Robert Pickton: The Vancouver Missing Women
Eating Pork and Talking Murder
By the end of July, as the courtroom went into hiatus for two weeks to give the jury vacation time, the prosecution in the Pickton case had presented its key witnesses. Andrew Bellwood gave the most disturbing testimony and also took the most heat from the defense. He was the 97th witness to date, and an estimated $100 million (Canadian) has been spent on the case.
Bellwood seemed cavalier about sitting down to a pork dinner with Pickton in 1999 — no surprise in that, since it was a pig butchering farm — but it was the day after Pickton had described to Bellwood how he had killed prostitutes before feeding their remains to the pigs. Allegedly, he had sex with the women first and then murdered them there on the grounds. Hacked-off parts were tossed to the pigs, which consumed them, and other parts were mingled in barrels with pig entrails and dumped at a disposal plant. It was an easy operation, Pickton supposedly implied, after he lured them to the farm with the drug of their choice.
Pickton's murder method, Bellwood said, involved gagging the victims, handcuffing them, and using a wire with looped ends. He even acted it out for Bellwood. "He motioned to me he would put them doggy-style on the bed and have intercourse with them," Bellwood described for the jury. "As he was telling me the story, it was almost like there was a woman on the bed. It was like a play."
Defense attorney Adrian Brooks found it hard to believe that after Pickton described such disgusting events, Bellwood then ate a meal with him — especially pork. Bellwood's reply was that Pickton was a "nice fellow" who had loaned him money and he'd decided the story was probably fabricated. He wasn't about to go to the police, since he himself was using drugs.
Brooks then pointed to a serious inconsistency in the testimony: Bellwood claimed to have been alone with Pickton during the gruesome conversation, but earlier he had said that Lynn Ellingsen was with them. In response, Bellwood blustered that he would not have gone through all that he had over the past five years only to sit there now and lie. He had simply confused two events, he explained, and Ellingsen must have been present for something else.
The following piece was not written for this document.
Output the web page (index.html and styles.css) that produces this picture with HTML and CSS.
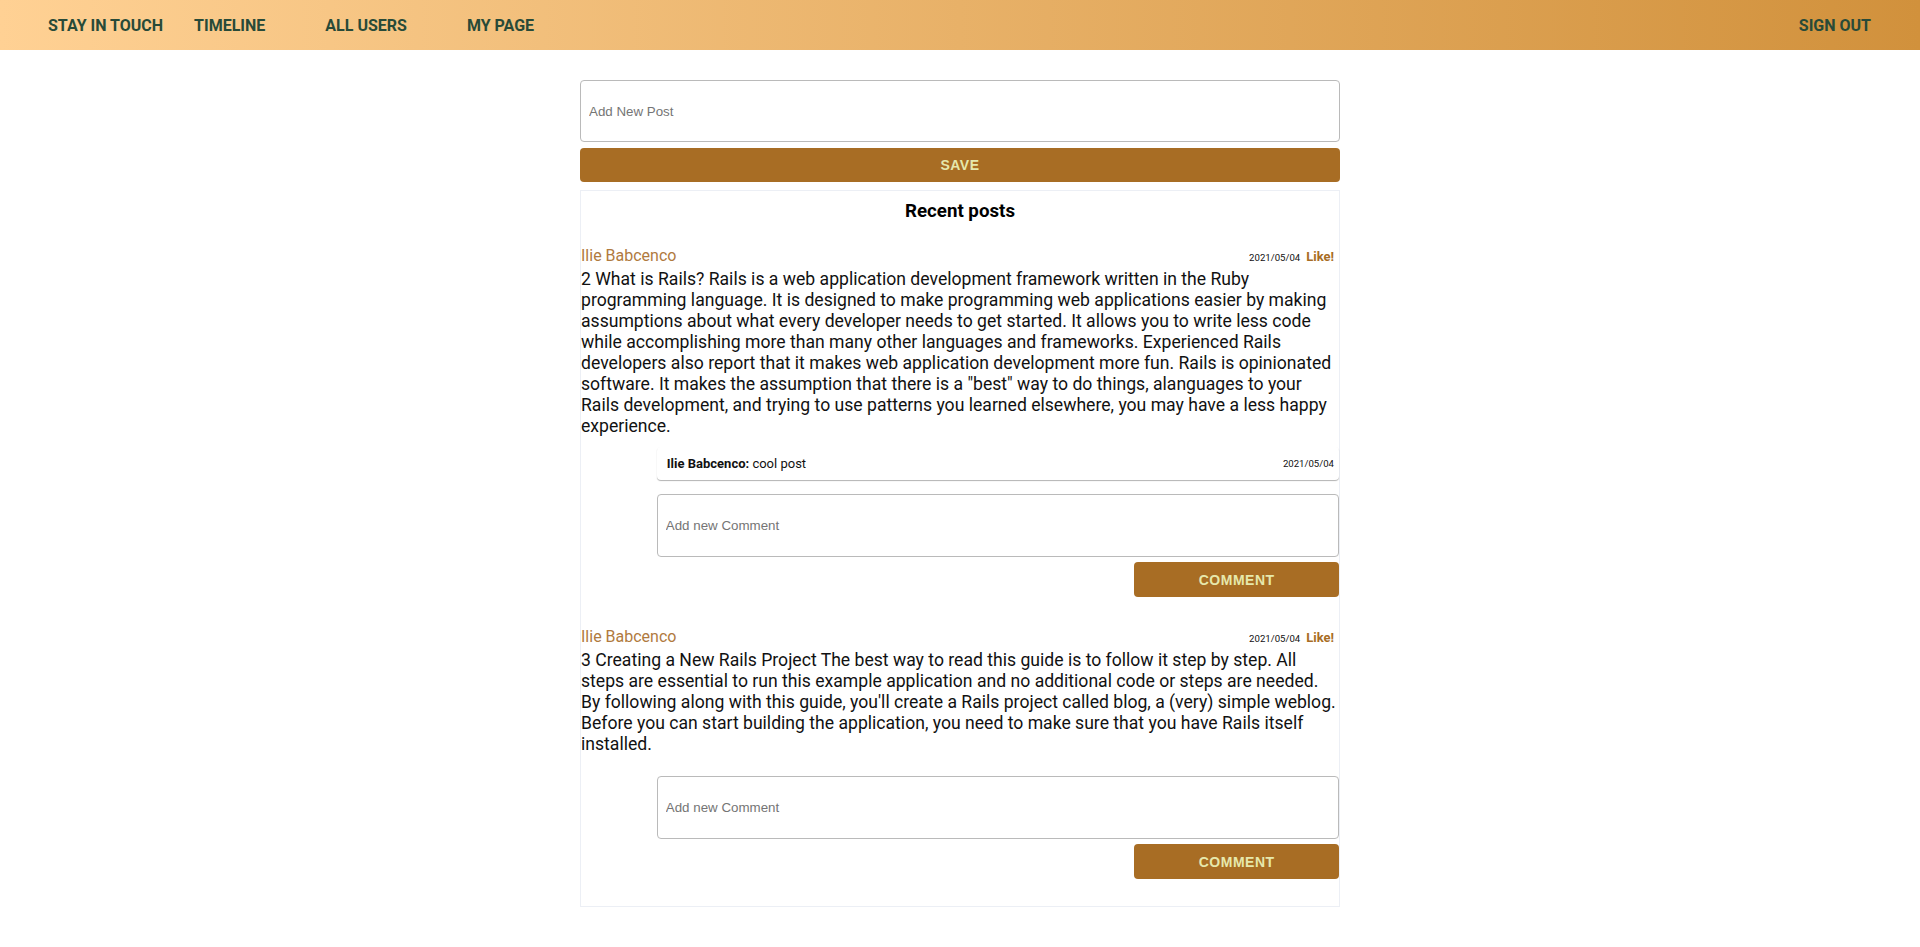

The credibility of Bellwood's testimony was also threatened by the fact that he had been questioned in association with several missing women in the Edmonton area, presumably the victims of a serial killer. He claimed the police had picked him up because of his association with the Pickton case, implying it was more or less a vicious circle. He had not been charged with anything. However, during the time he stayed on the farm, heard Pickton's supposed re-enactment of murder, and then ate a pork dinner, he was in the midst of a serious addiction to crack cocaine. Yet Bellwood insisted that his memory about the content of the conversation is clear. His addiction did not affect that, and he left the farm soon thereafter.
In mid-July, Justice James Williams indicated that he expects the trial to end earlier than anticipated — "well before" Christmas. It appears to be moving along faster than at first predicted.